Short story long, I now have a handful of coupons and a pair of games to give away, and nobody obvious to give them to.  (I’m keeping the lumps of coal.)

Steam Stuff

For the next few hours, Terraria and the Portal games are on deep discount (and I highly recommend Portal and Portal 2), so those coupons aren’t much use at the moment, but they will be someday.

So… how to decide who to give them to?

Well, for Cogs, a great little sliding tile puzzle game with delightful steampunky overtones, how about this?  Whomever makes the gearflake that my panel of elite judges likes the most will win Cogs.  Instructions for how to make a gearflake are in my Steampunk Snowflake post from a little while back, but don’t just take that pattern, try something new, a variation on the theme of “gears and snowflake”.

For World of Goo, a fantastic puzzle/building game, I’m looking for a good practical way to make some goo of my own, for some Zomblobs! promotional experiments.  The person who finds me the best recipe for homebrew goo suited for my use will win the game.  Specifically, I’m looking for some sort of goo that’s partially translucent, mostly gelatinous, but able to hold a shape well enough that it could be used as a board game piece, about the size of a standard chess pawn.  Sort of a stronger, more durable JELL-O, nontoxic, of course.  I’ll need to be able to put it into a mold for shaping, so it will need to be mostly liquid but be able to “set” and be removed easily from a mold (so the final surface can’t be sticky, and it shouldn’t stick to a plastic or ceramic mold).

As for the coupons, as specific as they are, it’s probably best to just say that whomever speaks up first for a specific coupon will get it.

Entries for the Cogs and World of Goo contest should be sent to my contact email, tishtoshtesh in the gmail system.  If you’re the first one to speak up for a coupon (speak up here first, then if you’re first, email me), please send your Steam handle to me at that same email, and I’ll get in touch.
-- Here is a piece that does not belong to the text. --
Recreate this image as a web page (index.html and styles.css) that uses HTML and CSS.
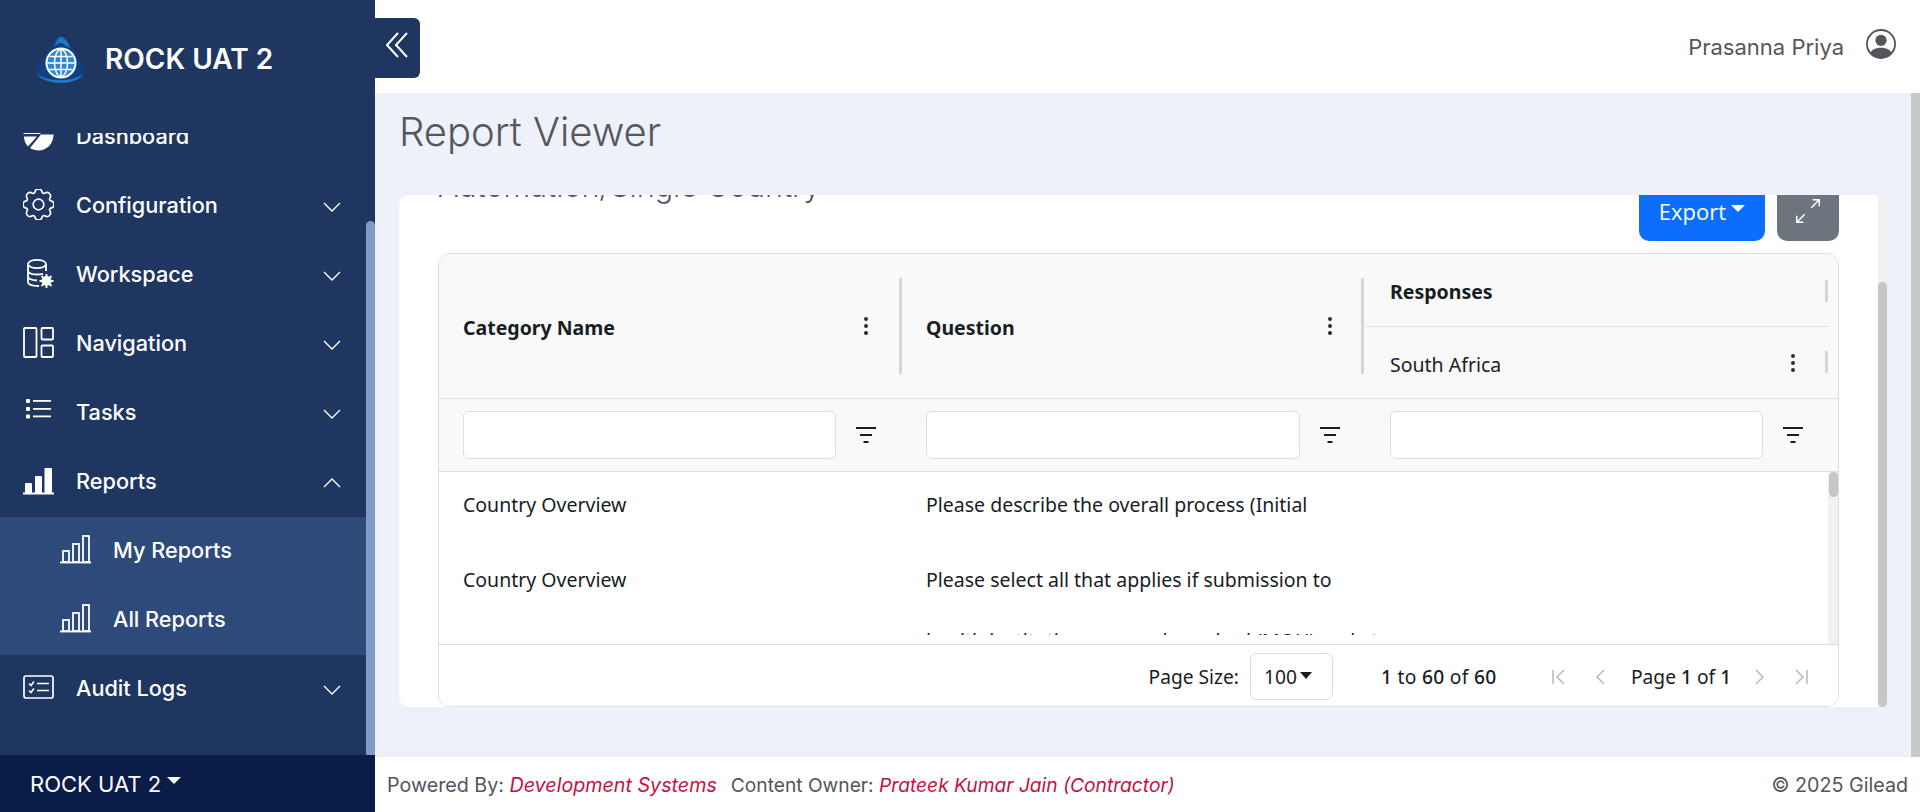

For all of these, it looks like I’ll need to be logged into Steam and so will you to perform the trade (really just me giving you the widget), so it may take a few days or so to get the timing right, just because of scheduling, but I’ll do what I can, again, communicating via that gmail address.

Entries for the game contests have until January 15th, but the coupons are up for grabs immediately.

Happy New Year!

2012 should be a good year.  It’s either the end of the world or the release of Zomblobs! and either should prove interesting.  (I’m still formatting the rulebook PDFs for the Zomblobs! beta.  I meant to have it done last week, but circumstances prevented it.)